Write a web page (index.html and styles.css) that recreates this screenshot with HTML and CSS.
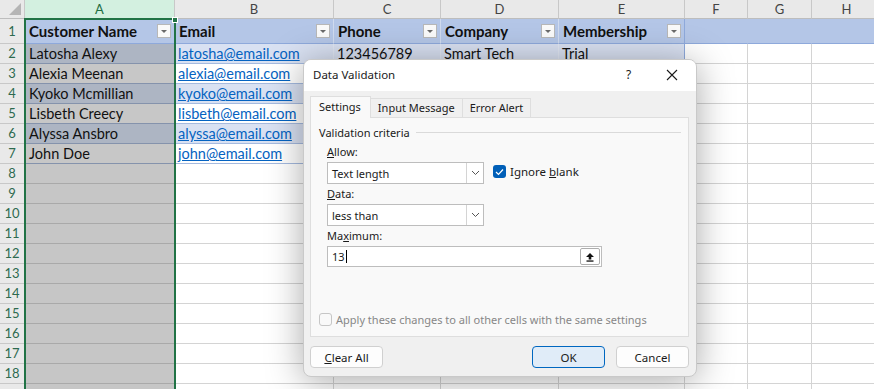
FILE: index.html
```html
<!DOCTYPE html>
<html lang="en">
<head>
  <meta charset="UTF-8" />
  <title>Data Validation</title>
  <link rel="stylesheet" href="styles.css">
</head>
<body>

  <div class="sheet">
    <div class="row colhead">
      <div class="corner"><svg width="14" height="14" viewBox="0 0 14 14"><polygon points="13,1 13,13 1,13" fill="#b5b5b5"/></svg></div>
      <div class="ch on">A</div><div class="ch">B</div><div class="ch">C</div><div class="ch">D</div>
      <div class="ch">E</div><div class="ch">F</div><div class="ch">G</div><div class="ch">H</div>
    </div>

    <div class="row r1">
      <div class="rh">1</div>
      <div class="th">Customer Name<span class="dd"></span></div>
      <div class="th">Email<span class="dd"></span></div>
      <div class="th">Phone<span class="dd"></span></div>
      <div class="th">Company<span class="dd"></span></div>
      <div class="th last">Membership<span class="dd"></span></div>
      <div class="hx"></div><div class="hx"></div><div class="hx"></div>
    </div>

    <div class="row tr band">
      <div class="rh">2</div>
      <div class="sel">Latosha Alexy</div><div><a>latosha@email.com</a></div>
      <div>123456789</div><div>Smart Tech</div><div class="last">Trial</div>
      <div class="g"></div><div class="g"></div><div class="g"></div>
    </div>
    <div class="row tr">
      <div class="rh">3</div>
      <div class="sel">Alexia Meenan</div><div><a>alexia@email.com</a></div>
      <div></div><div></div><div class="last"></div>
      <div class="g"></div><div class="g"></div><div class="g"></div>
    </div>
    <div class="row tr band">
      <div class="rh">4</div>
      <div class="sel">Kyoko Mcmillian</div><div><a>kyoko@email.com</a></div>
      <div></div><div></div><div class="last"></div>
      <div class="g"></div><div class="g"></div><div class="g"></div>
    </div>
    <div class="row tr">
      <div class="rh">5</div>
      <div class="sel">Lisbeth Creecy</div><div><a>lisbeth@email.com</a></div>
      <div></div><div></div><div class="last"></div>
      <div class="g"></div><div class="g"></div><div class="g"></div>
    </div>
    <div class="row tr band">
      <div class="rh">6</div>
      <div class="sel">Alyssa Ansbro</div><div><a>alyssa@email.com</a></div>
      <div></div><div></div><div class="last"></div>
      <div class="g"></div><div class="g"></div><div class="g"></div>
    </div>
    <div class="row tr">
      <div class="rh">7</div>
      <div class="sel">John Doe</div><div><a>john@email.com</a></div>
      <div></div><div></div><div class="last"></div>
      <div class="g"></div><div class="g"></div><div class="g"></div>
    </div>

    <div class="row"><div class="rh">8</div><div class="sel"></div><div></div><div></div><div></div><div></div><div></div><div></div><div></div></div>
    <div class="row"><div class="rh">9</div><div class="sel"></div><div></div><div></div><div></div><div></div><div></div><div></div><div></div></div>
    <div class="row"><div class="rh">10</div><div class="sel"></div><div></div><div></div><div></div><div></div><div></div><div></div><div></div></div>
    <div class="row"><div class="rh">11</div><div class="sel"></div><div></div><div></div><div></div><div></div><div></div><div></div><div></div></div>
    <div class="row"><div class="rh">12</div><div class="sel"></div><div></div><div></div><div></div><div></div><div></div><div></div><div></div></div>
    <div class="row"><div class="rh">13</div><div class="sel"></div><div></div><div></div><div></div><div></div><div></div><div></div><div></div></div>
    <div class="row"><div class="rh">14</div><div class="sel"></div><div></div><div></div><div></div><div></div><div></div><div></div><div></div></div>
    <div class="row"><div class="rh">15</div><div class="sel"></div><div></div><div></div><div></div><div></div><div></div><div></div><div></div></div>
    <div class="row"><div class="rh">16</div><div class="sel"></div><div></div><div></div><div></div><div></div><div></div><div></div><div></div></div>
    <div class="row"><div class="rh">17</div><div class="sel"></div><div></div><div></div><div></div><div></div><div></div><div></div><div></div></div>
    <div class="row"><div class="rh">18</div><div class="sel"></div><div></div><div></div><div></div><div></div><div></div><div></div><div></div></div>
    <div class="row"><div class="rh"></div><div class="sel"></div><div></div><div></div><div></div><div></div><div></div><div></div><div></div></div>

    <div class="selection"><span class="handle"></span></div>
  </div>

  <div class="dialog">
    <div class="titlebar">
      <span class="title">Data Validation</span>
      <span class="help">?</span>
      <span class="close"><svg width="12" height="12" viewBox="0 0 12 12"><path d="M1 1 L11 11 M11 1 L1 11" stroke="#1a1a1a" stroke-width="1.1"/></svg></span>
    </div>

    <div class="dbody">
      <div class="tabs">
        <div class="tab on">Settings</div>
        <div class="tab">Input Message</div>
        <div class="tab">Error Alert</div>
      </div>

      <div class="panel">
        <div class="group"><span>Validation criteria</span><span class="rule"></span></div>

        <div class="fields">
          <div class="label"><u>A</u>llow:</div>
          <div class="line">
            <div class="combo">
              <span class="val">Text length</span>
              <span class="arrow"><svg width="9" height="6" viewBox="0 0 9 6"><path d="M1 1 L4.5 4.5 L8 1" fill="none" stroke="#555" stroke-width="1"/></svg></span>
            </div>
            <div class="check">
              <span class="box on"><svg width="9" height="8" viewBox="0 0 9 8"><path d="M1 4 L3.5 6.5 L8 1.5" fill="none" stroke="#fff" stroke-width="1.2"/></svg></span>
              <span>Ignore <u>b</u>lank</span>
            </div>
          </div>

          <div class="label"><u>D</u>ata:</div>
          <div class="combo">
            <span class="val">less than</span>
            <span class="arrow"><svg width="9" height="6" viewBox="0 0 9 6"><path d="M1 1 L4.5 4.5 L8 1" fill="none" stroke="#555" stroke-width="1"/></svg></span>
          </div>

          <div class="label">Ma<u>x</u>imum:</div>
          <div class="input">
            <span class="val">13<span class="caret"></span></span>
            <span class="pick"><svg width="10" height="10" viewBox="0 0 10 10"><path d="M5 1 L9 5 L6.3 5 L6.3 7.5 L3.7 7.5 L3.7 5 L1 5 Z" fill="#111"/><rect x="1.5" y="8.4" width="7" height="1.3" fill="#111"/></svg></span>
          </div>
        </div>

        <div class="apply"><span class="box off"></span><span>Apply these changes to all other cells with the same settings</span></div>
      </div>

      <div class="buttons">
        <button><u>C</u>lear All</button>
        <span class="spacer"></span>
        <button class="primary">OK</button>
        <button>Cancel</button>
      </div>
    </div>
  </div>

</body>
</html>
```

FILE: styles.css
```css
* {
  box-sizing: border-box;
}

body {
  margin: 0;
  width: 874px;
  height: 389px;
  overflow: hidden;
  background: #fff;
  font-family: Lato, "Liberation Sans", sans-serif;
  color: #111;
}

.sheet {
  position: relative;
  height: 389px;
  overflow: hidden;
}

.row {
  display: grid;
  grid-template-columns: 25px 150px 159px 107px 118px 126px 63px 64px 70px;
  height: 20px;
}

.row > div {
  border-right: 1px solid #d4d4d4;
  border-bottom: 1px solid #d4d4d4;
  font-size: 14.5px;
  line-height: 19px;
  padding: 0 3px;
  white-space: nowrap;
  overflow: hidden;
}

/* column letters */
.colhead {
  height: 19px;
}

.colhead > div {
  background: #e9e9e9;
  border-right-color: #c8c8c8;
  border-bottom-color: #bdbdbd;
  text-align: center;
  font-size: 13px;
  line-height: 18px;
  color: #444;
}

.colhead .corner {
  padding: 2px 0 0 8px;
  text-align: left;
}

.colhead .ch.on {
  background: #d3f0e0;
  color: #1d6d42;
}

/* row numbers */
.row > .rh {
  background: #e9e9e9;
  border-right-color: #bdbdbd;
  border-bottom-color: #c8c8c8;
  color: #2d6a4f;
  font-size: 13px;
  text-align: center;
  padding: 0;
}

/* table header row */
.r1 {
  height: 25px;
}

.r1 > div {
  line-height: 24px;
}

.r1 > .th {
  display: flex;
  align-items: center;
  justify-content: space-between;
  background: #b4c6e7;
  border-right-color: #d0dbef;
  border-bottom-color: #8ea9db;
  font-weight: bold;
  font-size: 15px;
  padding: 0 3px 0 4px;
}

.r1 > .th.last {
  border-right-color: #8ea9db;
}

.r1 > .hx {
  background: #b4c6e7;
  border-right-color: #b4c6e7;
  border-bottom-color: #8ea9db;
}

.dd {
  width: 14px;
  height: 14px;
  background: #fafafa;
  border: 1px solid #b8b8b8;
  position: relative;
}

.dd::after {
  content: "";
  position: absolute;
  left: 3px;
  top: 5px;
  border-left: 3.5px solid transparent;
  border-right: 3.5px solid transparent;
  border-top: 3.5px solid #6a6a6a;
}

/* table body */
.tr > div {
  border-bottom-color: #a5badf;
  border-right-color: #e2e8f4;
}

.tr > div.last {
  border-right-color: #8ea9db;
}

.tr.band > div {
  background: #d9e1f2;
}

.tr > div.g {
  background: #fff;
  border-right-color: #d4d4d4;
  border-bottom-color: #d4d4d4;
}

.tr > .rh,
.tr.band > .rh {
  background: #e9e9e9;
  border-right-color: #bdbdbd;
  border-bottom-color: #c8c8c8;
}

.row > .sel {
  background: #c6c6c6;
  border-bottom-color: #a9a9a9;
  padding-left: 4px;
}

.tr > .sel {
  background: #c7c7c7;
  border-bottom-color: #8593ac;
}

.tr.band > .sel {
  background: #adb5c3;
}

a {
  color: #0563c1;
  text-decoration: underline;
}

.selection {
  position: absolute;
  left: 24px;
  top: 18px;
  width: 152px;
  height: 380px;
  border: 2px solid #217346;
}

.handle {
  position: absolute;
  right: -4px;
  top: -3px;
  width: 6px;
  height: 6px;
  background: #217346;
  border: 1px solid #fff;
}

/* dialog */
.dialog {
  position: absolute;
  left: 303px;
  top: 59px;
  width: 394px;
  height: 318px;
  background: #f0f0f0;
  border: 1px solid #c9c9c9;
  border-radius: 8px;
  box-shadow: 0 4px 36px rgba(0, 0, 0, 0.34);
  font-family: "Noto Sans", "Open Sans", sans-serif;
  font-size: 11px;
  color: #1a1a1a;
  display: flex;
  flex-direction: column;
  overflow: hidden;
}

.titlebar {
  display: flex;
  align-items: center;
  height: 31px;
  background: #fff;
  padding: 0 0 0 9px;
}

.title {
  flex: 1;
  font-size: 11.5px;
  padding-bottom: 2px;
}

.help {
  width: 14px;
  margin-right: 26px;
  font-size: 12px;
  padding-bottom: 2px;
}

.close {
  width: 30px;
  padding-top: 1px;
}

.dbody {
  flex: 1;
  display: flex;
  flex-direction: column;
  padding: 5px 7px 0 6px;
}

.tabs {
  display: flex;
  align-items: flex-end;
  height: 21px;
  position: relative;
  z-index: 1;
}

.tab {
  height: 19px;
  line-height: 17px;
  padding: 0 7px;
  border: 1px solid #dedede;
  border-bottom: none;
  border-left: none;
  background: #f0f0f0;
}

.tab.on {
  height: 22px;
  margin-bottom: -1px;
  line-height: 19px;
  border-left: 1px solid #dedede;
  background: #f9f9f9;
  padding: 0 9px 0 8px;
}

.panel {
  height: 220px;
  background: #f9f9f9;
  border: 1px solid #dedede;
  padding: 6px 7px 0 8px;
  display: flex;
  flex-direction: column;
}

.group {
  display: flex;
  align-items: center;
  height: 16px;
}

.group .rule {
  flex: 1;
  border-top: 1px solid #dadada;
  margin-left: 6px;
}

.fields {
  padding-left: 8px;
  padding-top: 4px;
}

.label {
  height: 16px;
  line-height: 16px;
  margin-bottom: 2px;
}

.line {
  display: flex;
  align-items: flex-start;
}

.combo,
.input {
  display: flex;
  align-items: center;
  width: 157px;
  height: 22px;
  background: #fff;
  border: 1px solid #bdbdbd;
  margin-bottom: 2px;
}

.val {
  flex: 1;
  padding-left: 4px;
  font-size: 11px;
}

.arrow {
  width: 17px;
  height: 20px;
  border-left: 1px solid #d4d4d4;
  display: flex;
  align-items: center;
  justify-content: center;
}

.check {
  display: flex;
  align-items: center;
  margin: 2px 0 0 9px;
  font-size: 11.5px;
}

.box {
  width: 13px;
  height: 13px;
  border-radius: 3px;
  margin-right: 4px;
  display: inline-flex;
  align-items: center;
  justify-content: center;
}

.box.on {
  background: #005fb8;
}

.box.off {
  background: #f9f9f9;
  border: 1px solid #c6c6c6;
}

.input {
  width: 275px;
  height: 21px;
}

.caret {
  display: inline-block;
  width: 1px;
  height: 13px;
  background: #000;
  vertical-align: -2px;
  margin-left: 1px;
}

.pick {
  width: 20px;
  height: 17px;
  margin-right: 1px;
  border: 1px solid #adadad;
  border-radius: 2px;
  display: flex;
  align-items: center;
  justify-content: center;
}

.apply {
  margin-top: auto;
  margin-bottom: 9px;
  display: flex;
  align-items: center;
  color: #878787;
  font-size: 11px;
}

.buttons {
  display: flex;
  gap: 11px;
  padding-top: 9px;
}

.spacer {
  flex: 1;
}

button {
  width: 73px;
  height: 22px;
  font-family: inherit;
  font-size: 11.5px;
  color: #1a1a1a;
  background: #fdfdfd;
  border: 1px solid #d0d0d0;
  border-radius: 4px;
  padding: 0;
}

button.primary {
  background: #e0ecf8;
  border-color: #0067c0;
}
```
+++++
TASK DIRECTIONS
Give nothing but the number of lines containing the string "index".

RESPONSE FOR THIS EXERCISE
3